▶ _WHAT YOU NEED TO DO_
Retype every line from the start of the data down to and including the line with "import React from 'react';". Skip the pictures.
## Start COLLECTED DATA
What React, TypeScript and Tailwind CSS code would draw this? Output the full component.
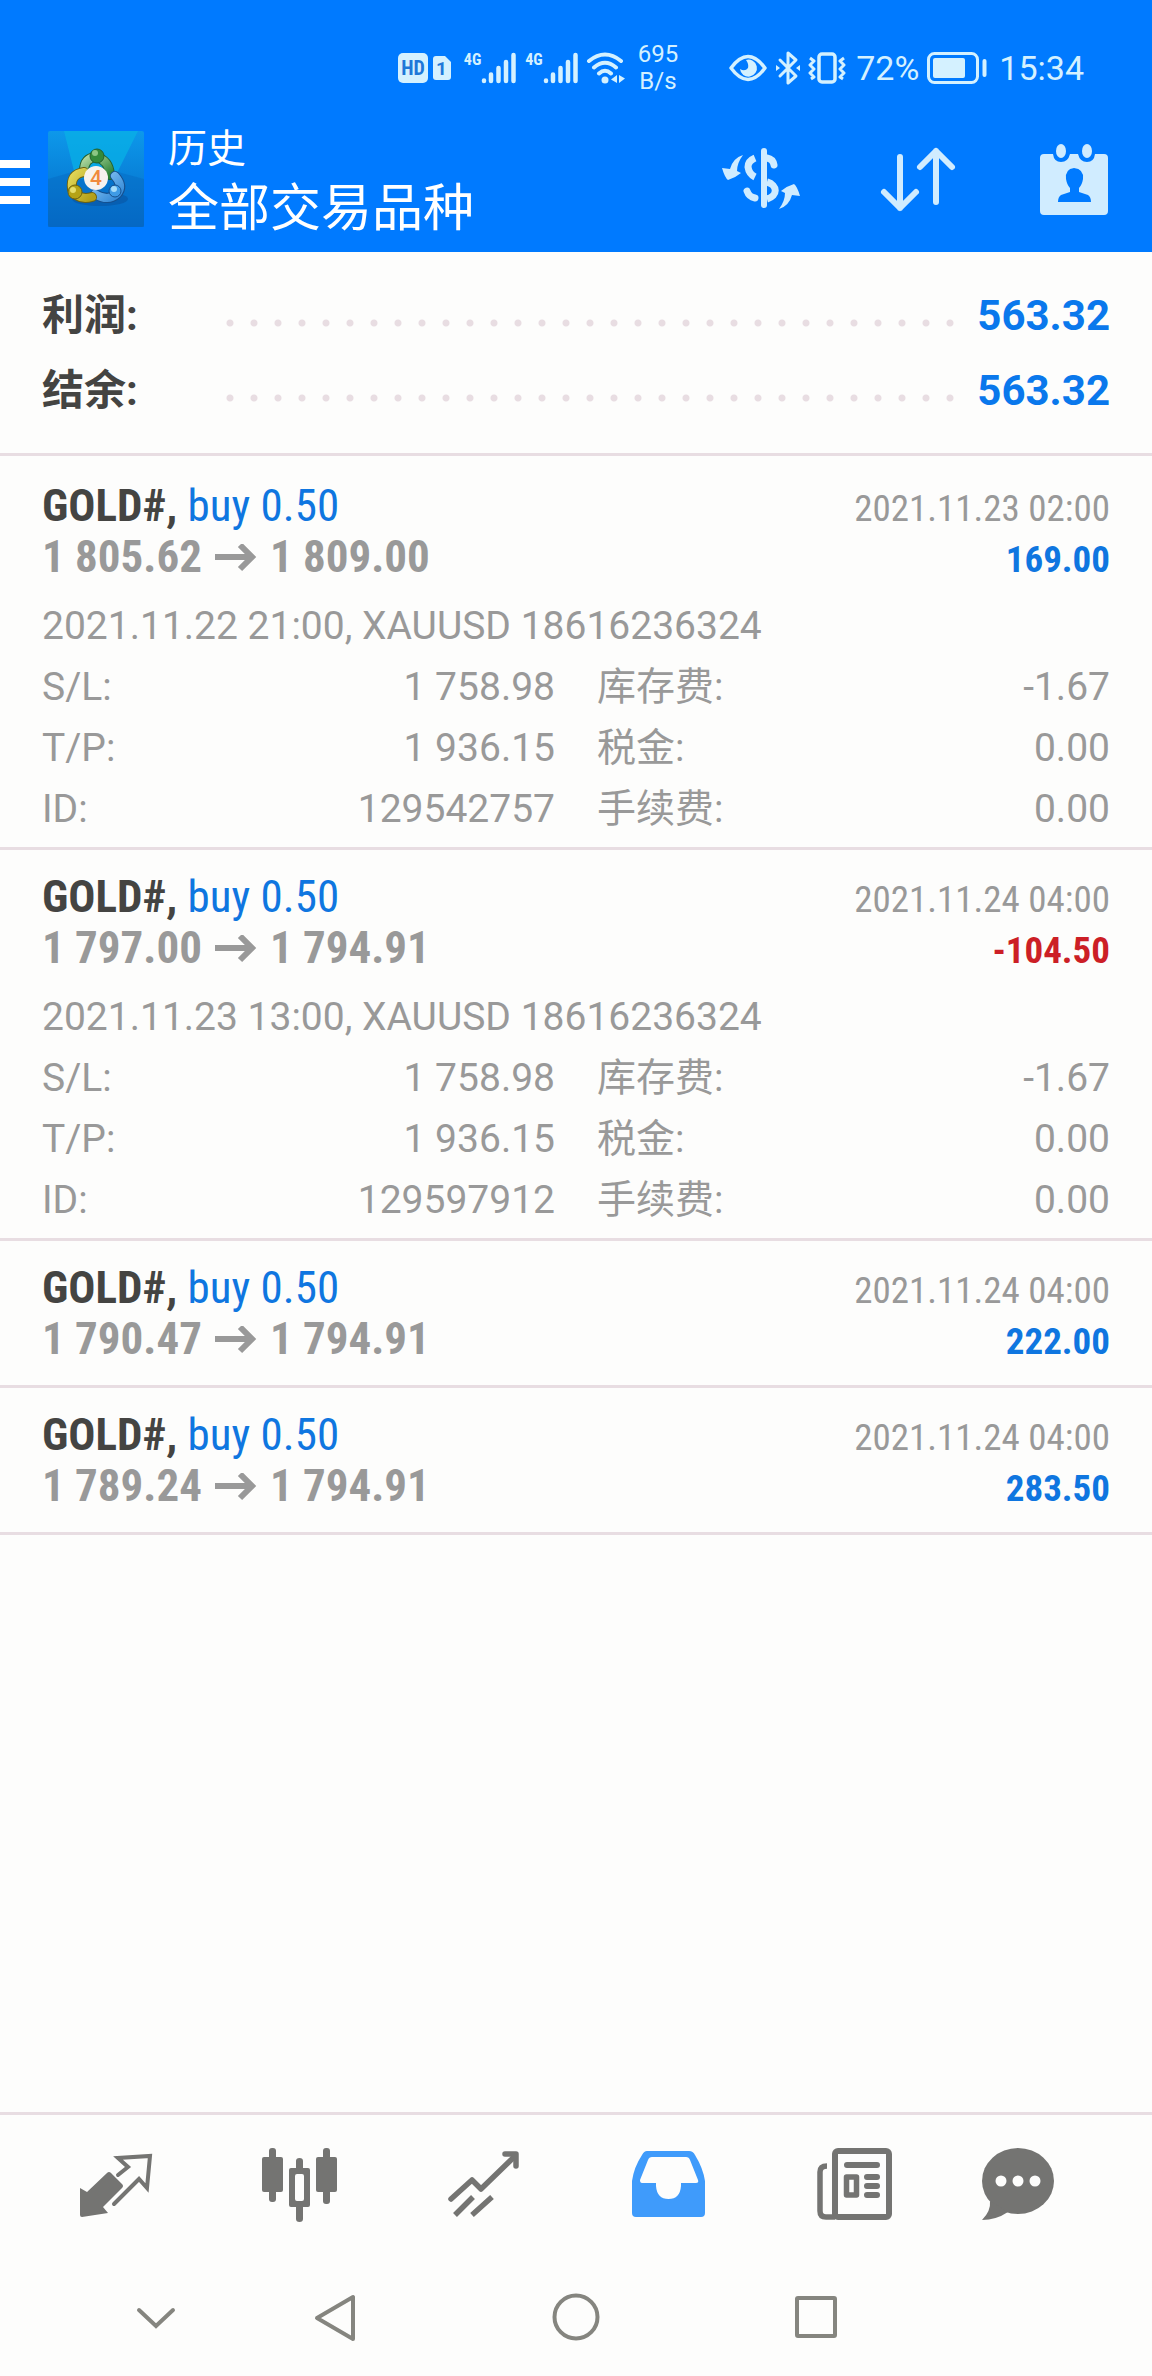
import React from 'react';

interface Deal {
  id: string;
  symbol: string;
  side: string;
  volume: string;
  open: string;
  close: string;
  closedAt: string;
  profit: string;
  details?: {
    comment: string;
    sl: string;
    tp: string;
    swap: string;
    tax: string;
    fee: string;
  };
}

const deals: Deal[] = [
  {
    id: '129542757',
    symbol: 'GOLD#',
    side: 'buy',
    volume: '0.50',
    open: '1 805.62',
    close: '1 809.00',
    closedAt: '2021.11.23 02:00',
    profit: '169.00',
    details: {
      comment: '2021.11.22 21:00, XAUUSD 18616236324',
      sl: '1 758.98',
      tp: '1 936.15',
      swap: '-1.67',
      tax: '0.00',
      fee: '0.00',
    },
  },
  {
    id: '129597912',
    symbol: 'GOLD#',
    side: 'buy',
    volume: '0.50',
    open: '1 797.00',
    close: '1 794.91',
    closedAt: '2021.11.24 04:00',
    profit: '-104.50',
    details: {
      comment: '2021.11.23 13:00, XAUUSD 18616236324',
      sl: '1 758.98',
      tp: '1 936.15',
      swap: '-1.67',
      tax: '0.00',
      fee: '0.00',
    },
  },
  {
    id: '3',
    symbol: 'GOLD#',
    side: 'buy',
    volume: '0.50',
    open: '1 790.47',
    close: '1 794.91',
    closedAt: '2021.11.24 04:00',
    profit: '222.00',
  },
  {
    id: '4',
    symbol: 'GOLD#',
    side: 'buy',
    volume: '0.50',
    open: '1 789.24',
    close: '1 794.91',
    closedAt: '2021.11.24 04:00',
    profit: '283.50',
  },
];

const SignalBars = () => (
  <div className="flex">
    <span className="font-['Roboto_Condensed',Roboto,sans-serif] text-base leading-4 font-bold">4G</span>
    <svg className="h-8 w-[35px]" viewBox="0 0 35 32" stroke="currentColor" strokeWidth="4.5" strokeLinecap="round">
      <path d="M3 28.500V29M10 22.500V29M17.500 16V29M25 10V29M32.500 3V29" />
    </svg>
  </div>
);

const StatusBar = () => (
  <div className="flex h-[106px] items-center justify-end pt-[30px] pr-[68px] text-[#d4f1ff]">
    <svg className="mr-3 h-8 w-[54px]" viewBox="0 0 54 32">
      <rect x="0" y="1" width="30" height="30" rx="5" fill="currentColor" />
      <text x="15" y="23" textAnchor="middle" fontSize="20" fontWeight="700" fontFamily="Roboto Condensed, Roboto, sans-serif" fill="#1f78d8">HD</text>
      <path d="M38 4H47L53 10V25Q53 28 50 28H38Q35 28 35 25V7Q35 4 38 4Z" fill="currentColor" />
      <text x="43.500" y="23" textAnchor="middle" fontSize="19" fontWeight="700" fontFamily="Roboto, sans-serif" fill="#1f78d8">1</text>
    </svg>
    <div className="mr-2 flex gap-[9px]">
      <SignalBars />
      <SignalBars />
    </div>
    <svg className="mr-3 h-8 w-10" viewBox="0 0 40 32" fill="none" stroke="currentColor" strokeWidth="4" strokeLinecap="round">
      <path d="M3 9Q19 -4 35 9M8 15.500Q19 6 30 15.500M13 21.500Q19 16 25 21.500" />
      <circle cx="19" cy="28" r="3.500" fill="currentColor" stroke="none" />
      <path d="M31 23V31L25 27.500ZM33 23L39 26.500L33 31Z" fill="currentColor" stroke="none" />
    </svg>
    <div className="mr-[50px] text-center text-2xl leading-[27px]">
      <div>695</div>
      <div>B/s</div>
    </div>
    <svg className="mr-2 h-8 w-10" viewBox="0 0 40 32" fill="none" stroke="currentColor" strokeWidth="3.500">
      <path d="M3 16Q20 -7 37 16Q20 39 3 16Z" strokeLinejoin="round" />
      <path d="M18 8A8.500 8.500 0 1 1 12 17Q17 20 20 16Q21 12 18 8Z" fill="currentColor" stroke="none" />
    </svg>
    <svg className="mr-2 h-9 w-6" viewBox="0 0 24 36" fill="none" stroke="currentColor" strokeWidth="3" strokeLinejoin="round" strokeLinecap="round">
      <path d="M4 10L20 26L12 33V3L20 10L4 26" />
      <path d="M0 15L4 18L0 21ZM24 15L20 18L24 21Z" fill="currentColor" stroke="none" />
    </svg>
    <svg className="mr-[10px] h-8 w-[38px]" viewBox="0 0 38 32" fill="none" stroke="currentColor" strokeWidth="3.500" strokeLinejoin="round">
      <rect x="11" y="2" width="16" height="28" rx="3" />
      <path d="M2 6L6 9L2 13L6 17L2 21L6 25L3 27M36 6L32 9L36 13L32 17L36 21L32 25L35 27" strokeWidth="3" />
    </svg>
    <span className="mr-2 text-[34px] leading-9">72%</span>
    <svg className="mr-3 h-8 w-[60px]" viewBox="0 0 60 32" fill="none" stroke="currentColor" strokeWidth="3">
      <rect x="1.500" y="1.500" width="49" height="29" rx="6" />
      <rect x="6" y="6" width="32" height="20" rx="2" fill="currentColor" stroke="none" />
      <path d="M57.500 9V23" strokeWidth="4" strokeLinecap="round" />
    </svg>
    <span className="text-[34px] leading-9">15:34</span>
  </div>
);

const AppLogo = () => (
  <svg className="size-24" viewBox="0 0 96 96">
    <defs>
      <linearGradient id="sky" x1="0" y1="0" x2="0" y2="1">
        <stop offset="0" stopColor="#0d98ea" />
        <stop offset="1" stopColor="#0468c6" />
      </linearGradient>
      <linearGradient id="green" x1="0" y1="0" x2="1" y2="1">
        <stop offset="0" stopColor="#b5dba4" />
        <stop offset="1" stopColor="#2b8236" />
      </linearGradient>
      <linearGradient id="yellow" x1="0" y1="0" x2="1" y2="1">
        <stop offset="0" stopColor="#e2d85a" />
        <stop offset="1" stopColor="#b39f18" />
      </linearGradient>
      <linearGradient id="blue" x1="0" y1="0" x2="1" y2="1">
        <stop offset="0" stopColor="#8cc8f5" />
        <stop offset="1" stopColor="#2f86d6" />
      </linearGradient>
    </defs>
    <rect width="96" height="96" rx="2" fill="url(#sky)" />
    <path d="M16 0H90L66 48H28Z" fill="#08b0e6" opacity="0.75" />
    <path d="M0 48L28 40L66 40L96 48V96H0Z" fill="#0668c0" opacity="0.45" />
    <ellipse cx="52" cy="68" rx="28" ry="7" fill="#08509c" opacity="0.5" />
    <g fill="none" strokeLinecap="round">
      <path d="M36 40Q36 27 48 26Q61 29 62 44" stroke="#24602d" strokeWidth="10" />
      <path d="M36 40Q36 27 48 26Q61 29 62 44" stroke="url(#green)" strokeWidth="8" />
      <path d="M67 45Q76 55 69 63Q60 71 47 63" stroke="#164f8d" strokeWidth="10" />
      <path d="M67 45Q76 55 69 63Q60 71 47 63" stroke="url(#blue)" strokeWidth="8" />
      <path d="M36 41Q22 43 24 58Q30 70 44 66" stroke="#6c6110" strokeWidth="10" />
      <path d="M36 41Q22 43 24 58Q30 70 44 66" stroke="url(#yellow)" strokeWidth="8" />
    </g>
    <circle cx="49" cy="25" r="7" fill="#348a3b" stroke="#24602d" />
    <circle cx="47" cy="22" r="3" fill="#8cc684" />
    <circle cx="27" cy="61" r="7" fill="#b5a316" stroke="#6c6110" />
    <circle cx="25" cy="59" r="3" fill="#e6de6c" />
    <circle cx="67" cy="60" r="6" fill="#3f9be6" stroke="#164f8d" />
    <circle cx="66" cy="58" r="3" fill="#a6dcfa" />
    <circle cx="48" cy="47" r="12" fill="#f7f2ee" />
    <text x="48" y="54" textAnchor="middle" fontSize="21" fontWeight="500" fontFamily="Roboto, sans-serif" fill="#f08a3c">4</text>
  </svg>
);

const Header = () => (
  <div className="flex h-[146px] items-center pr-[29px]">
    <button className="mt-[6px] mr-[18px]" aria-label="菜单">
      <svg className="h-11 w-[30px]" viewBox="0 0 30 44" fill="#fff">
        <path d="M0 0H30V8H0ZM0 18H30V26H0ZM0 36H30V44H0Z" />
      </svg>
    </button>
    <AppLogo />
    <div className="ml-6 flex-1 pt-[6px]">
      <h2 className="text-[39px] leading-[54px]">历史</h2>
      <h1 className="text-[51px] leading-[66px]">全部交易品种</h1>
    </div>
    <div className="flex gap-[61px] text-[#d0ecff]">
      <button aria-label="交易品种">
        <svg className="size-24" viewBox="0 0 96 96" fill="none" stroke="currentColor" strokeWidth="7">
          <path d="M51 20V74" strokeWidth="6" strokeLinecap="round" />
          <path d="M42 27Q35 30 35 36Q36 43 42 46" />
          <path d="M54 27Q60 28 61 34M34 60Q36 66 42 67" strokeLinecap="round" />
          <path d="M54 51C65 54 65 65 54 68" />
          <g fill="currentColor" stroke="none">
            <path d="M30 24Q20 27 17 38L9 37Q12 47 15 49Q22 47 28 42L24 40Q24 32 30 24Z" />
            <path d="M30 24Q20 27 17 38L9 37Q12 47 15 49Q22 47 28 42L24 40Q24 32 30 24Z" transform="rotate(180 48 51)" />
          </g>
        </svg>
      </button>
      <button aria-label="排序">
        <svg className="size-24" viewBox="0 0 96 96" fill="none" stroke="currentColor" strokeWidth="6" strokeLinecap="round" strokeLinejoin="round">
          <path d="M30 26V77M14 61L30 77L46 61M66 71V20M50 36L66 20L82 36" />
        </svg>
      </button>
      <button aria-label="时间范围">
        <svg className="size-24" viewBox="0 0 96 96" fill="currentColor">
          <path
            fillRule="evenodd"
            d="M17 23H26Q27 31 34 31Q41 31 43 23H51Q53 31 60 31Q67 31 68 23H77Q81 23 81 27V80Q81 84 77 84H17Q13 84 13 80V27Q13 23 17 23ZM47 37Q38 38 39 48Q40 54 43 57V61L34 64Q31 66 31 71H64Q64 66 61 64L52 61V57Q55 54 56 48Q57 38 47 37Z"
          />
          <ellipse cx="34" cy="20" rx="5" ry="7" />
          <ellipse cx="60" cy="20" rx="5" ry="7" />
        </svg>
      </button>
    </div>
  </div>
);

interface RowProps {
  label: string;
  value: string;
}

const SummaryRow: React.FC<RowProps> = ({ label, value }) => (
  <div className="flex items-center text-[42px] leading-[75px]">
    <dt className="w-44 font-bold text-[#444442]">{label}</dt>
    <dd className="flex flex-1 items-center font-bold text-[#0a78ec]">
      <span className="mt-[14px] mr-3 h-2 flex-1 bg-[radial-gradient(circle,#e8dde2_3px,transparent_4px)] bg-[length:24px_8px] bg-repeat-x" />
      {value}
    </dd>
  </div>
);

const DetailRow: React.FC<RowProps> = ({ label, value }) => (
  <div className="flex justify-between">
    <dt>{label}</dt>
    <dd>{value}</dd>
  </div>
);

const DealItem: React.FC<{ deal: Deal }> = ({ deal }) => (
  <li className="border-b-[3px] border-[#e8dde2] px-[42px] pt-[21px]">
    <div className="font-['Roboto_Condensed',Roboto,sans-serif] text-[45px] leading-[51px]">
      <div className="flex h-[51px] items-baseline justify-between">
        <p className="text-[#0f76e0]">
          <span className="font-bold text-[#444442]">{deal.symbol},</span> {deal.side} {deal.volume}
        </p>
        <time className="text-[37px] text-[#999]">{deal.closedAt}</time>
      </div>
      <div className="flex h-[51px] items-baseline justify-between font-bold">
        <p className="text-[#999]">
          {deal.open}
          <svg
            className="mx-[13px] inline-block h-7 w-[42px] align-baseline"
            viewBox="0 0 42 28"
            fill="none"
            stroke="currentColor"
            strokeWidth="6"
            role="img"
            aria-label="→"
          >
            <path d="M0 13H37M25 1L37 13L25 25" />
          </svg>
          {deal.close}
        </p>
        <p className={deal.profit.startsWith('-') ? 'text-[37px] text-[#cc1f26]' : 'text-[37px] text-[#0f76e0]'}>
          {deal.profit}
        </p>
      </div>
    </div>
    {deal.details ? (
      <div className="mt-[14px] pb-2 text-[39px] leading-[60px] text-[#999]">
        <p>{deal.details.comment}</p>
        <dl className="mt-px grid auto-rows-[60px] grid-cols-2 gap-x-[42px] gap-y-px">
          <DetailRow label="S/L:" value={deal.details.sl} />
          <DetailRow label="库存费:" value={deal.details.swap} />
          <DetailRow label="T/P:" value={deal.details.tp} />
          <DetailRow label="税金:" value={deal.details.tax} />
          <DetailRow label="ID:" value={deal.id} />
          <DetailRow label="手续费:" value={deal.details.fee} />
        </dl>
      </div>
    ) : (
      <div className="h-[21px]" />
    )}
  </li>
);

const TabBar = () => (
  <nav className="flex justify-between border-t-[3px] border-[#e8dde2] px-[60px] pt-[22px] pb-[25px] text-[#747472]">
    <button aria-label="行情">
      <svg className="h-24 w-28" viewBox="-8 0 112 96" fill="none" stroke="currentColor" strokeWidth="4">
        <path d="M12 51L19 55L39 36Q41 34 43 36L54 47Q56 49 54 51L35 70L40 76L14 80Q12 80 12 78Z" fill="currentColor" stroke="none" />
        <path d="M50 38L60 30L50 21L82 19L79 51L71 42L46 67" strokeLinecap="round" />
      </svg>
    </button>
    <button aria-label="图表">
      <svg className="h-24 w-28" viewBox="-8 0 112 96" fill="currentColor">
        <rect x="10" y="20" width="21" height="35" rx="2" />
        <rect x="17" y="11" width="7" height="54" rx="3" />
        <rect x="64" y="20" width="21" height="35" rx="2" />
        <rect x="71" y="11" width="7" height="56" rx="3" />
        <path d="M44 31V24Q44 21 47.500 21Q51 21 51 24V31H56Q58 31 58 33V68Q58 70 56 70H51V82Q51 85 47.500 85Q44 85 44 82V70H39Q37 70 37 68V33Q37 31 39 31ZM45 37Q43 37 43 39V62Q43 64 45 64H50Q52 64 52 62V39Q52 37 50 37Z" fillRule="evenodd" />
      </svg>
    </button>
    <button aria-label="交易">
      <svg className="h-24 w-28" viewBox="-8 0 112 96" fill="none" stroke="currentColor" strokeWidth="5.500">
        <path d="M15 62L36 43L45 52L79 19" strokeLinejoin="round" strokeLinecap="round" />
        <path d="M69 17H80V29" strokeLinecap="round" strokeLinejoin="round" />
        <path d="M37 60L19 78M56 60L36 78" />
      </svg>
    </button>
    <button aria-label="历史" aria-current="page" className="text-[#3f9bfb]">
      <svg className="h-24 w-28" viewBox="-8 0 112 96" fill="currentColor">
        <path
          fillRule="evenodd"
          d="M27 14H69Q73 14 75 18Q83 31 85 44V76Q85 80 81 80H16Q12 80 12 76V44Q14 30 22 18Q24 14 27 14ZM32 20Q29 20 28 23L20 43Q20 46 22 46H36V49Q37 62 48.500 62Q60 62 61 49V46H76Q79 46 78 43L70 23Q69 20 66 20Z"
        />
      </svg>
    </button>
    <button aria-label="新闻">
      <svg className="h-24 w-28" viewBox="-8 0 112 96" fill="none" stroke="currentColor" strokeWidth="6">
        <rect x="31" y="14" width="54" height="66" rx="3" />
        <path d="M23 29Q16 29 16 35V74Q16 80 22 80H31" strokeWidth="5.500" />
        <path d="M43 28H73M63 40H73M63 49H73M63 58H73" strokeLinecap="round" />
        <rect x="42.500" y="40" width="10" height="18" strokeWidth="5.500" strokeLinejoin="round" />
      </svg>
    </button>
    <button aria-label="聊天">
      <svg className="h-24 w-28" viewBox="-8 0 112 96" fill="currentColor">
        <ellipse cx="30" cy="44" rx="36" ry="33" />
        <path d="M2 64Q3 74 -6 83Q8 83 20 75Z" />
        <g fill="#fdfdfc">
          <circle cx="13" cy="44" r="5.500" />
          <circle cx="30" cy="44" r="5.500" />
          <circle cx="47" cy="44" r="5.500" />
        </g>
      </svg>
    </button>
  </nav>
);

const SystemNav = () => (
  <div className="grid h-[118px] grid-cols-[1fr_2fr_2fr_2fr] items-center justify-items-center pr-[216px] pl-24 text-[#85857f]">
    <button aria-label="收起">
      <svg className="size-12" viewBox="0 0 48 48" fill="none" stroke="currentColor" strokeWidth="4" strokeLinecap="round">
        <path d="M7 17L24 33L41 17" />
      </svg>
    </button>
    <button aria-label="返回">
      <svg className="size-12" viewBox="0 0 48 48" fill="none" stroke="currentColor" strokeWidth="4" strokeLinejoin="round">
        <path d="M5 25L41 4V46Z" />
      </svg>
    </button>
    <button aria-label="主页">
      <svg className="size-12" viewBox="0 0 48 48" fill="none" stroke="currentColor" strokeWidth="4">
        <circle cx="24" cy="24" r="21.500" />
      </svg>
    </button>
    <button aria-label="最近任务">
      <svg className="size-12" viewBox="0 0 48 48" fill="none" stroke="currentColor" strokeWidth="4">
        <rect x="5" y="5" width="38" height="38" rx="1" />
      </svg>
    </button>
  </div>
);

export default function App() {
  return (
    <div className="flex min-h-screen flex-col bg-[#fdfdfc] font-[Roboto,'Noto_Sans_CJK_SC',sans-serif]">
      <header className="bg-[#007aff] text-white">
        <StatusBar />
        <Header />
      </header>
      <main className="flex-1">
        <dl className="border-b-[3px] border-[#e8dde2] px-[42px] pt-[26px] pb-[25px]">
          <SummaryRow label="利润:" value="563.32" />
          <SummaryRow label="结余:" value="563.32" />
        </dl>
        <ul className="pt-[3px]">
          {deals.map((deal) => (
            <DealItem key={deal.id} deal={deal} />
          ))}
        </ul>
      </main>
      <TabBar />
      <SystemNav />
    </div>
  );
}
## End COLLECTED DATA
▶ _WORKED SOLUTION_
What React, TypeScript and Tailwind CSS code would draw this? Output the full component.
import React from 'react';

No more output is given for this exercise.